Marshall has an enthusiasm and a gift for action sequences, which is easily exploited in answering the basic question posed by his films: what happens to a group of professionals when they encounter something unexpected? If his films can be generically united at all it is under an ‘action-adventure’ rubric. This comes with its own macho pitfalls, which Marshall avoids up to a point by replacing chest-beating leaders with more engagingly self-doubting characters in Dog Soldiers and Centurion, and by filling his films with tough female characters. Unfortunately these characters only tend to be tough insofar as they behave like men; Aeron in Centurion marks a welcome change in Marshall’s depiction of women, being both strong and feminine. Aeron is also one of the few trustworthy women in Marshall’s films; as explored elsewhere (see Chicks with Picks), Cooper’s assertion in Dog Soldiers that he fears ‘spiders…women. Spider women’ would seem to fit fairly neatly on to any of Marshall’s films.

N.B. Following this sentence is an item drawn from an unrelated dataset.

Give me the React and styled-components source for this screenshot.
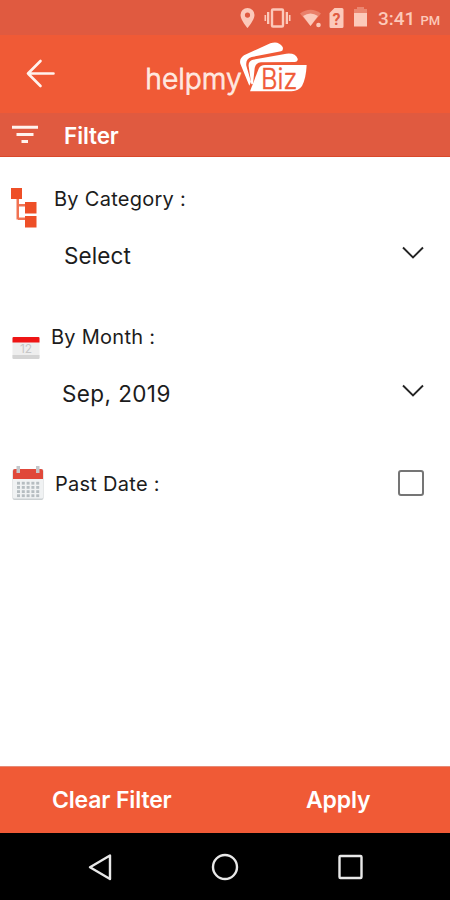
import React, { useState } from "react";
import styled, { createGlobalStyle } from "styled-components";

const GlobalStyle = createGlobalStyle`
  * {
    box-sizing: border-box;
  }

  body {
    margin: 0;
    background: #ffffff;
    font-family: Inter, "Liberation Sans", sans-serif;
  }

  button {
    border: 0;
    padding: 0;
    background: none;
    font-family: inherit;
  }

  svg {
    display: block;
    flex-shrink: 0;
  }
`;

const Screen = styled.div`
  width: 450px;
  height: 900px;
  display: flex;
  flex-direction: column;
  overflow: hidden;
  background: #ffffff;
`;

const StatusBar = styled.div`
  height: 35px;
  flex-shrink: 0;
  display: flex;
  align-items: center;
  justify-content: flex-end;
  padding-right: 8px;
  background: #e05a40;
  color: #fcc9ba;
`;

const Clock = styled.div`
  margin-left: 10px;
  padding-top: 2px;
  width: 64px;
  font-family: Roboto, sans-serif;
  font-size: 19px;
  font-weight: 500;
  white-space: nowrap;

  small {
    margin-left: 5px;
    font-size: 13px;
  }
`;

const Header = styled.header`
  height: 78px;
  flex-shrink: 0;
  display: flex;
  align-items: flex-start;
  background: #f05a36;
`;

const BackButton = styled.button`
  padding: 24px 0 0 25px;
  width: 135px;
`;

const TitleBar = styled.div`
  height: 44px;
  flex-shrink: 0;
  display: flex;
  align-items: center;
  padding-left: 12px;
  background: #e05a40;
  border-bottom: 1px solid #d9492b;
`;

const Title = styled.h1`
  margin: 1px 0 0 26px;
  color: #ffffff;
  font-size: 22.5px;
  font-weight: 600;
  letter-spacing: -0.1px;
`;

const Content = styled.main`
  flex: 1;
  padding-top: 27px;
`;

const FilterGroup = styled.section`
  height: ${({ $height }) => $height}px;
`;

const FilterRow = styled.div`
  height: 30px;
  display: flex;
  padding-left: ${({ $indent }) => $indent}px;
`;

const IconSlot = styled.div`
  margin-top: ${({ $top }) => $top}px;
`;

const Label = styled.span`
  margin-left: ${({ $gap }) => $gap}px;
  color: #1c1c1c;
  font-size: 20px;
  line-height: 30px;
  letter-spacing: 0.27px;
  white-space: nowrap;
`;

const SelectButton = styled.button`
  width: 100%;
  height: 32px;
  margin-top: 25px;
  padding: 0 25px 0 ${({ $indent }) => $indent}px;
  display: flex;
  align-items: center;
  justify-content: space-between;
  color: #1c1c1c;
  font-size: 22.5px;
  letter-spacing: ${({ $spacing }) => $spacing || 0.1}px;

  svg {
    margin-bottom: 5px;
  }
`;

const Checkbox = styled.button`
  width: 26px;
  height: 26px;
  margin: 1px 26px 0 auto;
  border: 2.5px solid #757575;
  border-radius: 3px;
  background: ${({ $checked }) => ($checked ? "#f05a36" : "#ffffff")};
`;

const Footer = styled.footer`
  height: 67px;
  flex-shrink: 0;
  display: flex;
  background: #f05a36;
  border-top: 1px solid #e68a76;
`;

const FooterButton = styled.button`
  flex: 1;
  padding: 0 0 1px ${({ $shift }) => $shift || 0}px;
  color: #ffffff;
  font-size: 23px;
  font-weight: 600;
  letter-spacing: -0.15px;
`;

const NavBar = styled.nav`
  height: 67px;
  flex-shrink: 0;
  display: flex;
  align-items: center;
  justify-content: space-between;
  padding: 0 86px;
  background: #000000;
`;

const StatusIcons = () => (
  <svg width="136" height="35" viewBox="232 0 136 35" fill="#fcc9ba">
    <path
      fillRule="evenodd"
      d="M247.500 8a7 7 0 0 0-7 7c0 5 7 13 7 13s7-8 7-13a7 7 0 0 0-7-7zm0 4.500a2.600 2.600 0 1 1 0 5.200a2.600 2.600 0 0 1 0-5.200z"
    />
    <rect x="272" y="9.500" width="11" height="17" rx="1" fill="none" stroke="#fcc9ba" strokeWidth="2.400" />
    <path d="M267 12h2.300v12H267zM285.700 12h2.300v12h-2.300zM264.500 15h1.600v6h-1.600zM288.900 15h1.600v6h-1.600z" />
    <path opacity=".35" d="M300 13.500Q310.500 6 321 13.500L310.500 26z" />
    <path d="M303 16Q310.500 11 318 16L310.500 26z" />
    <circle cx="318.500" cy="25" r="2.300" />
    <path d="M334.500 8H342a1.500 1.500 0 0 1 1.500 1.500v17a1.500 1.500 0 0 1-1.500 1.500h-11a1.500 1.500 0 0 1-1.500-1.500V13z" />
    <text
      x="336.500"
      y="24.500"
      fill="#e05a40"
      fontFamily="Roboto, sans-serif"
      fontSize="16"
      fontWeight="700"
      textAnchor="middle"
    >
      ?
    </text>
    <path opacity=".4" d="M354 9h3V7h7v2h3v4h-13z" />
    <path d="M354 13h13v13.500h-13z" />
  </svg>
);

const Logo = () => (
  <svg width="185" height="70" viewBox="0 0 555 210">
    <text
      x="31"
      y="163"
      fill="#ffe9e0"
      stroke="#ffe9e0"
      strokeWidth="2.400"
      fontFamily='Inter, "Liberation Sans", sans-serif'
      fontSize="86"
      fontWeight="300"
      textLength="289"
      lengthAdjust="spacingAndGlyphs"
    >
      helpmy
    </text>
    <path
      fill="#ffffff"
      d="M343 152L316 86Q312 71 327 61L406 25Q430 16 443 36Q446 46 438 49L350 66Q331 72 334 92L348 140z"
    />
    <path
      fill="#ffffff"
      d="M349 148L341 94Q339 78 354 74L454 56Q482 53 488 71Q490 80 480 81L378 82Q362 83 359 100L354 146z"
    />
    <path fill="#ffffff" d="M345 169L371 101Q376 90 390 90H515Q513 131 501 153Q491 168 470 169z" />
    <text
      x="378"
      y="162"
      fill="#f05a36"
      stroke="#f05a36"
      strokeWidth="1.500"
      fontFamily='Inter, "Liberation Sans", sans-serif'
      fontSize="84"
      fontWeight="300"
      textLength="109"
      lengthAdjust="spacingAndGlyphs"
    >
      Biz
    </text>
  </svg>
);

const BackArrow = () => (
  <svg width="32" height="30" viewBox="0 0 32 30" fill="none" stroke="#fff3ee" strokeWidth="2.600" strokeLinecap="round">
    <path d="M15.500 2L3 14.500L15.500 27M3 14.500H28.500" strokeLinejoin="round" />
  </svg>
);

const FilterIcon = () => (
  <svg width="26" height="20" viewBox="0 0 26 20" fill="#fff3ee">
    <path d="M0 .8h26v3H0zM4.500 8h17v3h-17zM9.500 15h6.500v3H9.500z" />
  </svg>
);

const CategoryIcon = () => (
  <svg width="26" height="40" viewBox="0 0 26 40" fill="#ee4f27">
    <path opacity=".8" d="M5.500 10H8v21.500H5.500zM7 16h9v2.500H7zM7 29.500h9V32H7z" />
    <path d="M0 0h11v11H0zM14 14h11.500v11.500H14zM14 28h11.500v11.500H14z" />
  </svg>
);

const MonthIcon = () => (
  <svg width="28" height="24" viewBox="0 0 28 24">
    <rect x=".5" y="1" width="27" height="22" rx="1.500" fill="#eeeeee" />
    <path d="M.5 19h27V22q0 1-1 1h-25q-1 0-1-1z" fill="#d4d4d4" />
    <path d="M1.500 1h25q1 0 1 1v4.500H.5V2q0-1 1-1z" fill="#ee1515" />
    <text
      x="14"
      y="16.500"
      fill="#c6c6c6"
      fontFamily="Inter, sans-serif"
      fontSize="12"
      textAnchor="middle"
    >
      12
    </text>
  </svg>
);

const DateIcon = () => (
  <svg width="32" height="36" viewBox="0 0 32 36">
    <rect x=".5" y="4" width="31" height="31" rx="2" fill="#cbd0d2" />
    <rect x="1" y="12" width="30" height="21.500" rx="1" fill="#f0f2f3" />
    <path d="M3 4h26q2 0 2 2v8H1V6q0-2 2-2z" fill="#e0483a" />
    <path d="M4.500 1h3.500v7H4.500zM24 1h3.500v7H24z" fill="#c5c7ca" />
    {[17.5, 21.7, 25.9, 30].map((y) =>
      [5, 9.8, 14.6, 19.4, 24.2].map((x) => (
        <rect key={`${x}-${y}`} x={x} y={y - 0.7} width="3" height="2.800" fill="#b6bdc1" />
      ))
    )}
  </svg>
);

const Chevron = () => (
  <svg width="24" height="14" viewBox="0 0 24 14" fill="none" stroke="#242424" strokeWidth="1.900">
    <path d="M2 1.500L12 11.500L22 1.500" />
  </svg>
);

const App = () => {
  const [pastDate, setPastDate] = useState(false);

  return (
    <>
      <GlobalStyle />
      <Screen>
        <StatusBar>
          <StatusIcons />
          <Clock>
            3:41<small>PM</small>
          </Clock>
        </StatusBar>
        <Header>
          <BackButton aria-label="Back">
            <BackArrow />
          </BackButton>
          <Logo />
        </Header>
        <TitleBar>
          <FilterIcon />
          <Title>Filter</Title>
        </TitleBar>
        <Content>
          <FilterGroup $height={138}>
            <FilterRow $indent={11}>
              <IconSlot $top={4}>
                <CategoryIcon />
              </IconSlot>
              <Label $gap={17}>By Category :</Label>
            </FilterRow>
            <SelectButton $indent={64}>
              Select
              <Chevron />
            </SelectButton>
          </FilterGroup>
          <FilterGroup $height={147}>
            <FilterRow $indent={12}>
              <IconSlot $top={14}>
                <MonthIcon />
              </IconSlot>
              <Label $gap={11}>By Month :</Label>
            </FilterRow>
            <SelectButton $indent={62} $spacing={0.4}>
              Sep, 2019
              <Chevron />
            </SelectButton>
          </FilterGroup>
          <FilterRow $indent={12}>
            <IconSlot $top={-4}>
              <DateIcon />
            </IconSlot>
            <Label $gap={11}>Past Date :</Label>
            <Checkbox
              role="checkbox"
              aria-label="Past Date"
              aria-checked={pastDate}
              $checked={pastDate}
              onClick={() => setPastDate(!pastDate)}
            />
          </FilterRow>
        </Content>
        <Footer>
          <FooterButton>Clear Filter</FooterButton>
          <FooterButton $shift={3}>Apply</FooterButton>
        </Footer>
        <NavBar>
          <svg width="28" height="30" viewBox="0 0 28 30" fill="none" stroke="#e8e8e8" strokeWidth="2.400">
            <path d="M24 3.500V27L4 15.200z" strokeLinejoin="round" />
          </svg>
          <svg width="28" height="28" viewBox="0 0 28 28" fill="none" stroke="#e8e8e8" strokeWidth="2.400">
            <circle cx="14" cy="14" r="12" />
          </svg>
          <svg width="28" height="28" viewBox="0 0 28 28" fill="none" stroke="#e8e8e8" strokeWidth="2.400">
            <rect x="3.500" y="3" width="22" height="22" rx="1" />
          </svg>
        </NavBar>
      </Screen>
    </>
  );
};

export default App;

Marshall’s focus on the dynamics of leadership betrays a broader concern with the needs of the individual versus the needs of the group. In each of his films a group is pitted against an enemy; in Centurion most of the group are strangers and potential enemies to each other. Marshall’s love of war films is evident in his films’ conviction that the group is paramount. Maverick loners, far from being celebrated, as they might be in, say, the rugged individualism of a Don Siegel film, are characteristically portrayed as sly and untrustworthy.
Marshall is more comfortable showing a gory eye injury than people having sex; indeed there are no sex scenes in his films. Perhaps he feels, like Ridley Scott (an obvious influence), that sex is boring unless you are doing it yourself.
Finally, he is obviously highly cine-literate, and is happy to quote from other films; thankfully this never becomes tiresome, as in some Tarantino films, and Marshall never makes simple collages of scenes from other films (although Doomsday comes close) but rather keeps his own idiosyncratic flavour throughout.